* [EXERCISE DETAILS]:
Please, without the pictures, retype exactly the lines from the start of the material through the line that holds "1L15 15M15 1L1".

-------- DATA SECTION --------

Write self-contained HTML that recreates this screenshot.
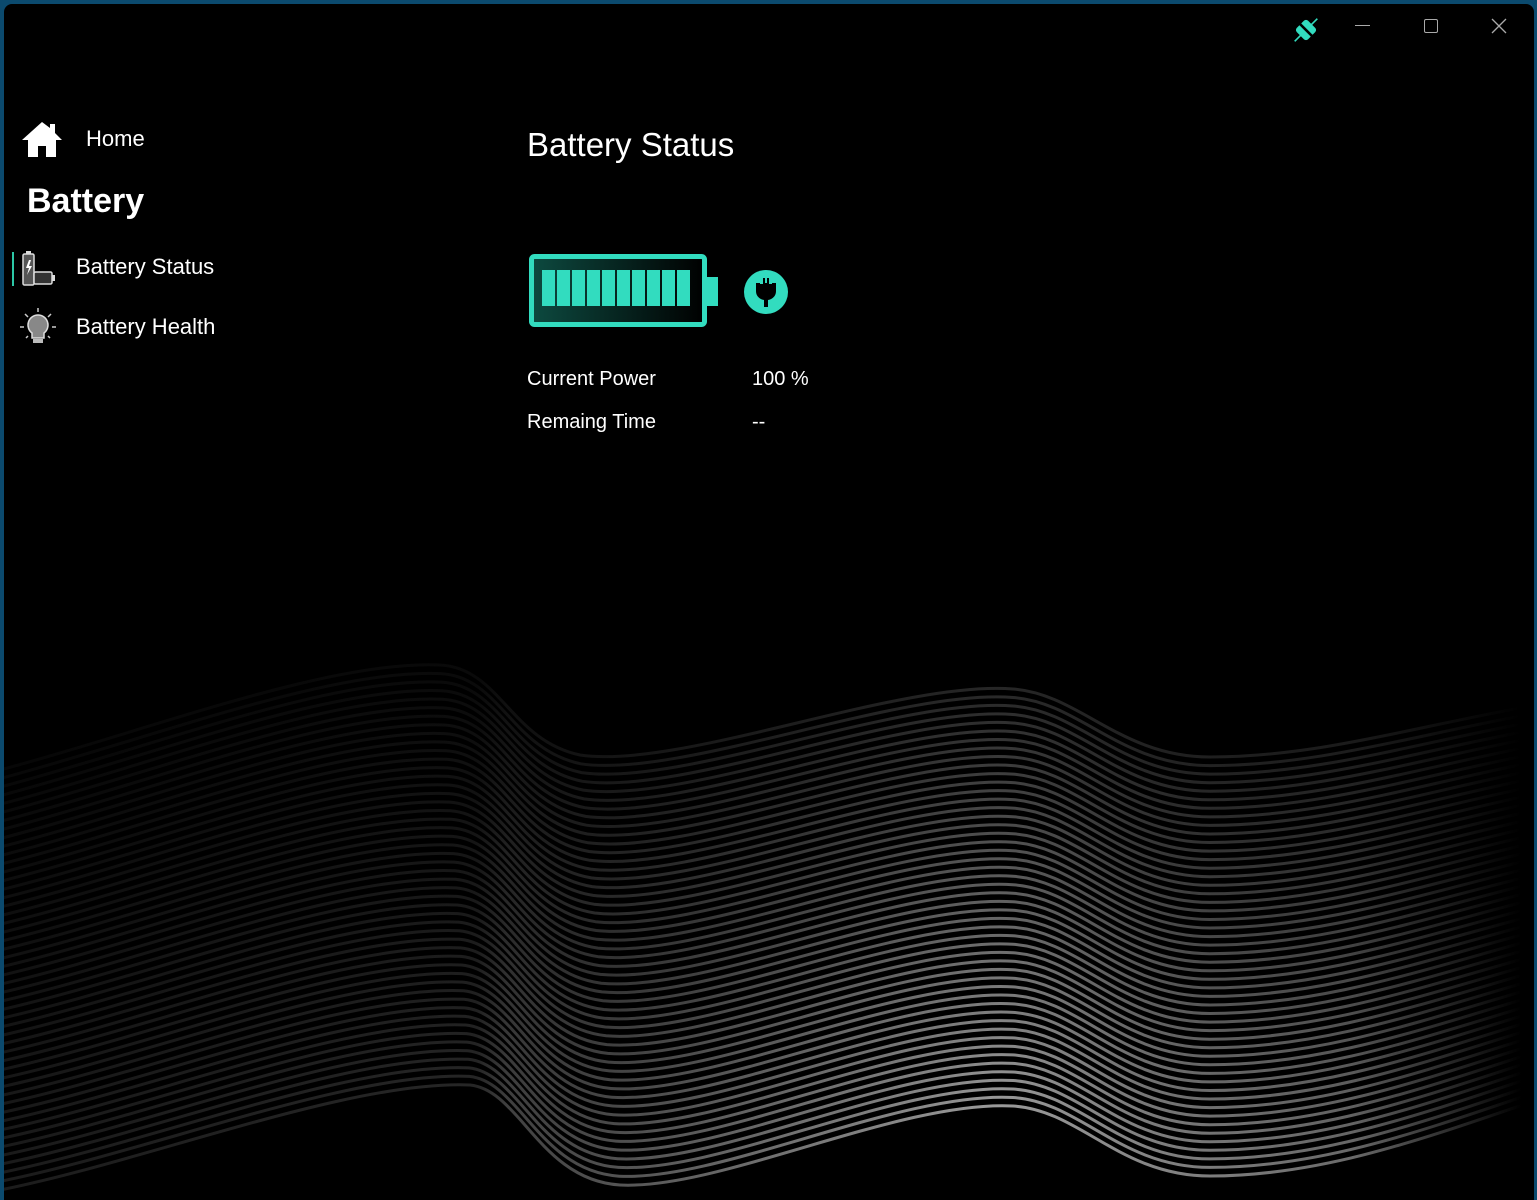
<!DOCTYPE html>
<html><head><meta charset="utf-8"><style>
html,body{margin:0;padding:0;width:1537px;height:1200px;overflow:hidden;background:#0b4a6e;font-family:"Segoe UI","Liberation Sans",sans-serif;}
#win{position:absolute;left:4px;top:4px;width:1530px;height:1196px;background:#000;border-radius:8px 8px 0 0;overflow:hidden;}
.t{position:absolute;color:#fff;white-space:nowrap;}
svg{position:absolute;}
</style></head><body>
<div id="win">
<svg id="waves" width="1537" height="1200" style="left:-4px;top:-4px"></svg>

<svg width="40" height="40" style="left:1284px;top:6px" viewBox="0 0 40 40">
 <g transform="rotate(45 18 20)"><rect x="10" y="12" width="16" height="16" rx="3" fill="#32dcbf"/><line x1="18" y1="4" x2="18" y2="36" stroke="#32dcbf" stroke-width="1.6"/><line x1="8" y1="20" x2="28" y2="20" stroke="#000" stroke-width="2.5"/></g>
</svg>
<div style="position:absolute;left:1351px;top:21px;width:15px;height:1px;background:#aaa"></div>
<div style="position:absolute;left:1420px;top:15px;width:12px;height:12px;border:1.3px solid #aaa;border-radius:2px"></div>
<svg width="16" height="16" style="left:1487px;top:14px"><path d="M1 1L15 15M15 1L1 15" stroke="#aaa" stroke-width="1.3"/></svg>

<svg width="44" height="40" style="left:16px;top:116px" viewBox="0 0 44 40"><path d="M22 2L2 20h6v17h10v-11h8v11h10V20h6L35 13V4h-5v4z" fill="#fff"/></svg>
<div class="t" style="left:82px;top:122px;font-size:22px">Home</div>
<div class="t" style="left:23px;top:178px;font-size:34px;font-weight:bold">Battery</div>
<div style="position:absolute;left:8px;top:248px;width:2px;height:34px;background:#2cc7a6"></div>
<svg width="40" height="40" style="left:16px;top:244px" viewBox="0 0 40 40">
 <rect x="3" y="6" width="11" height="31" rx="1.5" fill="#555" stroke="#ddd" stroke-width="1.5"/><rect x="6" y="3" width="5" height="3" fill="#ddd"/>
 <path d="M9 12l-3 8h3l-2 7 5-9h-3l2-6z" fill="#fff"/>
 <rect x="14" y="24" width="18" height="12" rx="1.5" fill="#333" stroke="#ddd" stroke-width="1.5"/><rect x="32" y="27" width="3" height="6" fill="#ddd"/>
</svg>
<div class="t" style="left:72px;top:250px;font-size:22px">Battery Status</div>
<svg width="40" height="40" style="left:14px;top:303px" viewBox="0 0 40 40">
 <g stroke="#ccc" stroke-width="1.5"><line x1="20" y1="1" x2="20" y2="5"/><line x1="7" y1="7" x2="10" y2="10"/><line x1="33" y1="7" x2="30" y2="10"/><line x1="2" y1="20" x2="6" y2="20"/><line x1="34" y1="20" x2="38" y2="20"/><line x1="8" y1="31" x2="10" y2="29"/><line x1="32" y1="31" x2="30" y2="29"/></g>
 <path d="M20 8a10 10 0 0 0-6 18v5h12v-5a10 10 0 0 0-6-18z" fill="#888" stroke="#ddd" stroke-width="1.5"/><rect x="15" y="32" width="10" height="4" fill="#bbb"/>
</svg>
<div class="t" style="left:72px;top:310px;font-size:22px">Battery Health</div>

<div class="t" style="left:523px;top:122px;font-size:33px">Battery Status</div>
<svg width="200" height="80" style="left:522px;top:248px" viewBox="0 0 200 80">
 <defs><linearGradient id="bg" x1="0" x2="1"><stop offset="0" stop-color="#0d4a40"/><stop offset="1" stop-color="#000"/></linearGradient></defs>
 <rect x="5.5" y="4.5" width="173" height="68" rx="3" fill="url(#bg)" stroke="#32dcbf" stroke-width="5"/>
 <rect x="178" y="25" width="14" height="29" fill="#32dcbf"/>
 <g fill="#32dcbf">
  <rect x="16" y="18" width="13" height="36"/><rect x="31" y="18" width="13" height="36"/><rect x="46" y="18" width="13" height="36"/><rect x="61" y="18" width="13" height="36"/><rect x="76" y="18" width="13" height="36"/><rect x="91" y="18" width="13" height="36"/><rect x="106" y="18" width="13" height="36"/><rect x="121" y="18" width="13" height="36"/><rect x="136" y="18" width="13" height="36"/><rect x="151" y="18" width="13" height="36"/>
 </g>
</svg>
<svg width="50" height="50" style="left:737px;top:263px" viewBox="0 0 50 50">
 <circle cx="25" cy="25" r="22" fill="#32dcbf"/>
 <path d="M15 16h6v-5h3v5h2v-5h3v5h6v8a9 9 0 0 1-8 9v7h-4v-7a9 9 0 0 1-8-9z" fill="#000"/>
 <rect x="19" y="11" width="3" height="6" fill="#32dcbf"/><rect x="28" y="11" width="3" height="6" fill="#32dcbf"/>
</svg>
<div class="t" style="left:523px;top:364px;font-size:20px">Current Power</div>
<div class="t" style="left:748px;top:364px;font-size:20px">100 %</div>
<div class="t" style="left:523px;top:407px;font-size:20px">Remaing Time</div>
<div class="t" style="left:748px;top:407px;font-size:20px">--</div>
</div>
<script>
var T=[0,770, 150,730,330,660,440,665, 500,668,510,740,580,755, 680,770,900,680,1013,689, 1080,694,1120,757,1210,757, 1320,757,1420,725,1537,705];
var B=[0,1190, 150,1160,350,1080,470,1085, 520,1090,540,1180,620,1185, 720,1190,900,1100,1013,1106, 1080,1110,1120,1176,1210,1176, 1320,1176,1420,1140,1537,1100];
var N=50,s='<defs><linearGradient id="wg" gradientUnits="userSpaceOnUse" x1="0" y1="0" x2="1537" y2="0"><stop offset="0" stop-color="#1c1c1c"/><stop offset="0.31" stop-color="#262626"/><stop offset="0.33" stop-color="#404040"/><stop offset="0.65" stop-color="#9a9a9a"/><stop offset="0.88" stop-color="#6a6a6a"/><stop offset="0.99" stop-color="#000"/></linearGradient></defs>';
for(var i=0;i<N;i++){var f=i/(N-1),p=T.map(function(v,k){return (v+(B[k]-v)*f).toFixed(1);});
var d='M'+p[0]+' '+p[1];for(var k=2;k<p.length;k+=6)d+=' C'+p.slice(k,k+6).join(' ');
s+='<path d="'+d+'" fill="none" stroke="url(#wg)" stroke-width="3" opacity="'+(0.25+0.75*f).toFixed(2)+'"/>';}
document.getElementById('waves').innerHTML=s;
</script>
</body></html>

--------

* [ANSWER IN FULL]:
Write self-contained HTML that recreates this screenshot.
<!DOCTYPE html>
<html><head><meta charset="utf-8"><style>
html,body{margin:0;padding:0;width:1537px;height:1200px;overflow:hidden;background:#0b4a6e;font-family:"Segoe UI","Liberation Sans",sans-serif;}
#win{position:absolute;left:4px;top:4px;width:1530px;height:1196px;background:#000;border-radius:8px 8px 0 0;overflow:hidden;}
.t{position:absolute;color:#fff;white-space:nowrap;}
svg{position:absolute;}
</style></head><body>
<div id="win">
<svg id="waves" width="1537" height="1200" style="left:-4px;top:-4px"></svg>

<svg width="40" height="40" style="left:1284px;top:6px" viewBox="0 0 40 40">
 <g transform="rotate(45 18 20)"><rect x="10" y="12" width="16" height="16" rx="3" fill="#32dcbf"/><line x1="18" y1="4" x2="18" y2="36" stroke="#32dcbf" stroke-width="1.6"/><line x1="8" y1="20" x2="28" y2="20" stroke="#000" stroke-width="2.5"/></g>
</svg>
<div style="position:absolute;left:1351px;top:21px;width:15px;height:1px;background:#aaa"></div>
<div style="position:absolute;left:1420px;top:15px;width:12px;height:12px;border:1.3px solid #aaa;border-radius:2px"></div>
<svg width="16" height="16" style="left:1487px;top:14px"><path d="M1 1L15 15M15 1L1 15" stroke="#aaa" stroke-width="1.3"/></svg>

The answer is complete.